La definizione 'lista civica', normalmente utilizzata per indicare una lista elettorale locale cui non corrisponde un partito politico, ma una aggregazione indipendente, va senza dubbio stretta sia al M5S di Grillo che ai nuovi soggetti politici che, come ALBA, nascono con una presenza distribuita sul territorio nazionale e con la dichiarata ambizione di realizzare quanto previsto dall'articolo 49 Cost.: consentire ai cittadini “di associarsi liberamente in partiti per concorrere con metodo democratico a determinare la politica nazionale.“.

Nel caso di ALBA si tratta in realtà del tentativo di superare la 'forma partito', essenzialmente organizzata solo per ottenere il consenso elettorale e gestire per delega il potere, abbinando alla democrazia rappresentativa nuove forme di democrazia partecipativa, sia nelle istituzioni che all'interno della stessa organizzazione.

Per un progetto così ambizioso e rivolto a innovare profondamente i metodi dell'azione politica, la qualifica di 'lista civica' appare quasi spregiativa e sicuramente inadeguata, anche perché tende ad assegnare alle nuove formazioni un ruolo subordinato, invece di riconoscerne il valore innovativo cui è forse affidata l'unica speranza di restituire legittimità, riducendo il crescente astensionismo, al Parlamento.
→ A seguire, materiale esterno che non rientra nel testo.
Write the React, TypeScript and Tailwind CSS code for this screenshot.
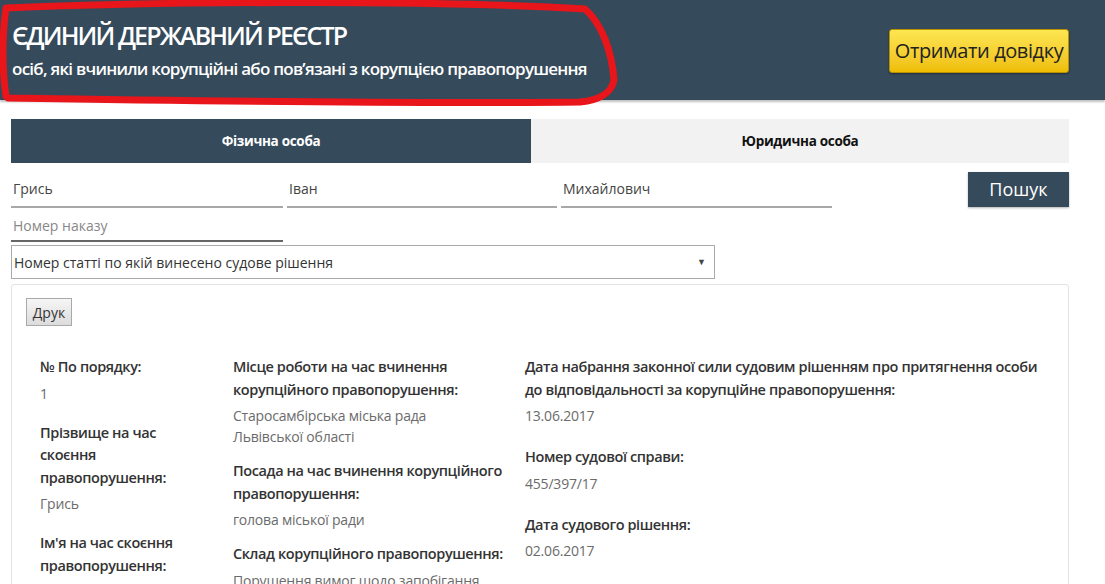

Rimane il problema della resistenza delle stesse nuove formazioni a definirsi 'partito', vista la connotazione negativa che il termine ha assunto presso l'opinione pubblica a causa del comportamento inqualificabile di tanta parte dei 'vecchi' (indipendentemente dall'età anagrafica) gruppi dirigenti.

Insomma in entrambe i casi le 'etichette' sembrano voler nascondere la realtà, invece di descriverla, proseguendo in un'azione di disinformazione che dura ormai da troppo tempo.